Hundreds of private individuals across the US and in parts of Canada are keeping tigers in backyards, barns and roadside zoos. It is legal to own a tiger in half of the 50 United States and parts of Canada.

a feature documentary by Camilla Calamandrei
edited by Bernadine Colish

Following a great world premiere in Toronto at the international documentary film festival HOT DOCS we are pleased to announce the U.S. Premiere of the “The Tiger Next Door.”

Indianapolis International Film Festival
Monday, July 20th 7pm
Tuesday, July 21 1pm
Location: TOBIAS Theatre, Indianapolis Museum of Art
Street: 4000 Michigan Road
City/Town: Indianapolis, IN

See Trailer and BUY TIX:

If you know anyone in Indiana please let them know about the screenings. Thanks!

“A great story told with intelligence, compassion and some amazing footage.”
–N. Wilner, NOW Magazine

“ … an affectionate profile, a damning exposé, and an urgent missive”
–A. Nayman, Eye WEEKLY

“This movie was just downright disturbing… a must-see”
–FLARE Magazine


Scott Shoger, on the Editorial Board of Indianapolis’ alternative voice newspaper “NUVO” selected THE TIGER NEXT DOOR as his top pick out of 108 films in this year’s Indianapolis’ International Film Festival.

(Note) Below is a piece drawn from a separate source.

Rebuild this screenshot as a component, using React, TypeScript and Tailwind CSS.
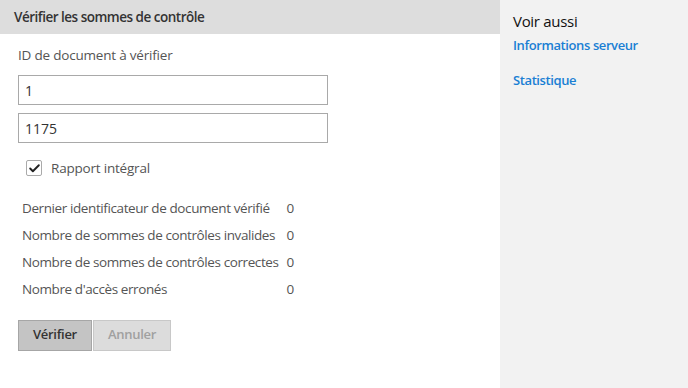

Mr. Shoger’s comments follow:

Scraggly biker dude Dennis Hill had been raising wild animals in his Flat Rock, Ind., backyard for over 15 years when the Indiana Department of Natural Resources (DNR) showed up for a surprise visit. They found plenty of infractions — standing water, unlocked cages — and ordered Hill to winnow his coterie of 24 tigers, three bears, six leopards and a cougar down to just three animals. The Tiger Next Door follows Hill during his quest to find his animals what he deems a good home.

Director Camilla Calamandrei gives ample screen time to several concerned parties besides Hill: the DNR, Exotic Feline Rescue Center Director Joe Taft (who, after taking in some of Hill’s tigers, confronts Hill about his neglectfulness in an emotionally charged scene late in the film), Hill’s neighbors, Hill’s family. But by the close of the film, Calamandrei can’t conceal her outrage at the practice of breeding, running a montage of news photos of dead and abused tigers found across the country as an extrapolation of Hill’s own efforts at breeding the lucrative and rare solid white tiger.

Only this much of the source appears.